President of Calabria
- In office 18 May 2000 – 2 May 2005
- Preceded by: Luigi Meduri
- Succeeded by: Agazio Loiero

Personal details
- Born: 26 February 1934 Satriano, Italy
- Died: 6 January 2025 (aged 90) Catanzaro, Italy
- Party: Forza Italia
- Education: University of Genoa
- Occupation: Judge, politician

= Giuseppe Chiaravalloti =

Italian politician and judge (1934–2025)

Giuseppe Chiaravalloti (26 February 1934 – 6 January 2025) was an Italian judge and politician, President of Calabria.

== Life and career ==
Born in Satriano, in province of Catanzaro, Chiaravalloti graduated in Law at the University of Genoa where, for a short time, he had as a classmate the future actor and screenwriter Paolo Villaggio.

=== Judge career ===
Chiaravalloti entered the magistracy in 1959 and was assigned to the district court of Crotone, being appointed a titular judge from 1964 to 1976 when he became an attorney in Catanzaro.

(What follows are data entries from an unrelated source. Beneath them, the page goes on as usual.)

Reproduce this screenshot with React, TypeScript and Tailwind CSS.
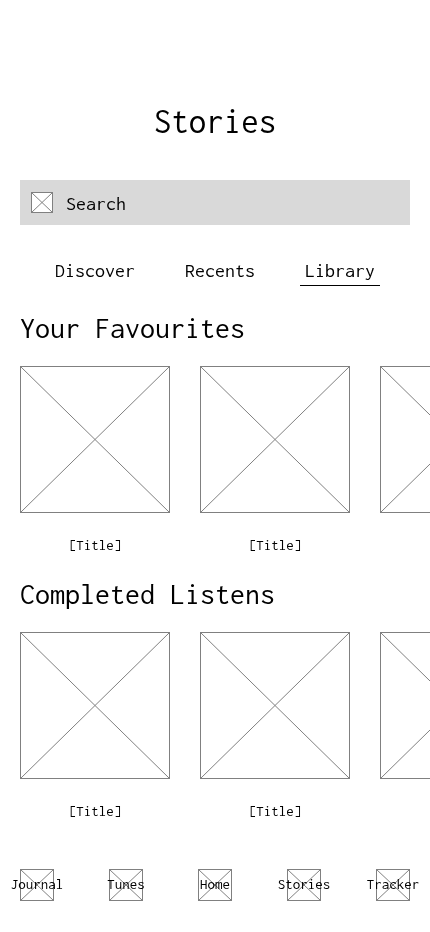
import React from "react";

type CrossProps = { className: string; width: number; height: number };

function Placeholder({ className, width, height }: CrossProps) {
  return (
    <svg
      className={className}
      viewBox={`0 0 ${width} ${height}`}
      fill="white"
      stroke="#808080"
      strokeWidth="1"
      aria-hidden="true"
    >
      <rect x="0.5" y="0.5" width={width - 1} height={height - 1} />
      <path d={`M0.5 0.5L${width - 0.5} ${height - 0.5}M${width - 0.5} 0.5L0.5 ${height - 0.5}`} />
    </svg>
  );
}

const tabs = ["Discover", "Recents", "Library"];
const navItems = ["Journal", "Tunes", "Home", "Stories", "Tracker"];

function Shelf({ heading, titles }: { heading: string; titles: string[] }) {
  return (
    <section className="mb-[25px]">
      <h2 className="px-5 text-[30px] leading-8">{heading}</h2>
      <ul className="mt-[22px] flex gap-[30px] overflow-hidden pl-5">
        {titles.map((title, i) => (
          <li key={i} className="flex shrink-0 flex-col items-center">
            <Placeholder className="h-[147px] w-[150px]" width={150} height={147} />
            {title && <span className="mt-6 text-[15px] leading-4">{title}</span>}
          </li>
        ))}
      </ul>
    </section>
  );
}

export default function App() {
  return (
    <div className="min-h-screen overflow-hidden font-['Inconsolata','Noto_Sans_Mono_CJK_SC','Liberation_Mono',monospace] font-normal text-black antialiased will-change-transform">
      <header className="pt-[102px]">
        <h1 className="text-center text-[35px] leading-10">Stories</h1>
      </header>

      <label className="mx-5 mt-[38px] flex h-[45px] items-center bg-[#d9d9d9] pl-[11px]">
        <Placeholder className="h-[21px] w-[22px] shrink-0" width={22} height={21} />
        <input
          type="search"
          aria-label="Search"
          placeholder="Search"
          className="ml-[13px] min-w-0 flex-1 bg-transparent pt-0.5 text-[20px] leading-6 outline-none placeholder:text-black"
        />
      </label>

      <div role="tablist" className="mt-[34px] flex justify-center gap-10">
        {tabs.map((tab) => (
          <button
            key={tab}
            type="button"
            role="tab"
            aria-selected={tab === "Library"}
            className="border-b border-transparent px-[5px] pb-0.5 text-[20px] leading-6 aria-selected:border-black"
          >
            {tab}
          </button>
        ))}
      </div>

      <main className="mt-[26px]">
        <Shelf heading="Your Favourites" titles={["[Title]", "[Title]", ""]} />
        <Shelf heading="Completed Listens" titles={["[Title]", "[Title]", ""]} />
      </main>

      <nav className="mt-[50px] flex justify-between px-5 pb-[31px]">
        {navItems.map((item) => (
          <a key={item} href={`#${item.toLowerCase()}`} className="relative">
            <Placeholder className="h-8 w-[34px]" width={34} height={32} />
            <span className="absolute inset-0 flex items-center justify-center pb-0.5 text-[15px] leading-4">
              {item}
            </span>
          </a>
        ))}
      </nav>
    </div>
  );
}
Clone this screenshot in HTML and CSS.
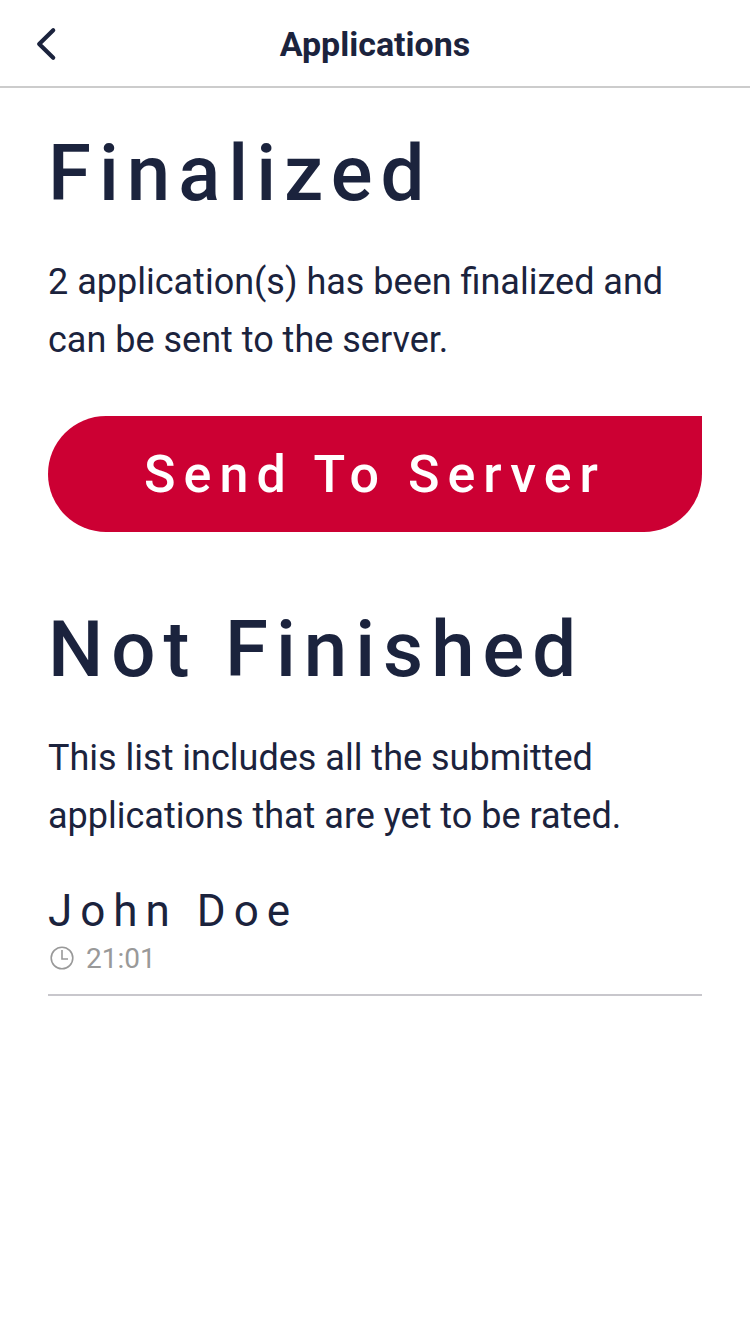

In 1991, Chiaravalloti was assigned to the General Attorney of the Appellate court of Catanzaro, while from July 1997 to April 2000 he has been attorney general at the Appellate court of Reggio Calabria.

After his experience as governor, Chiaravalloti was commissioner and vice-president of the Authority for the protection of personal data from 2005 to 2012.

=== Political career ===
Chiaravalloti became the official candidate of the House of Freedoms for the office of President of Calabria at the 2000 regional election and won, holding his seat for the following five years.

=== Judicial proceedings ===
Together with his successor Agazio Loiero, Chiaravalloti was involved in the Why Not investigation, then led by judge Luigi de Magistris, created to shed light on alleged wrongdoing in the management of public funds for the development of Calabria. Chiaravalloti was charged for the crime of abuse of office but in 2013 he was absolved definitively by the Court of Cassation for not having committed the fact.

== Death ==
Chiaravalloti died on 6 January 2025, at the age of 90.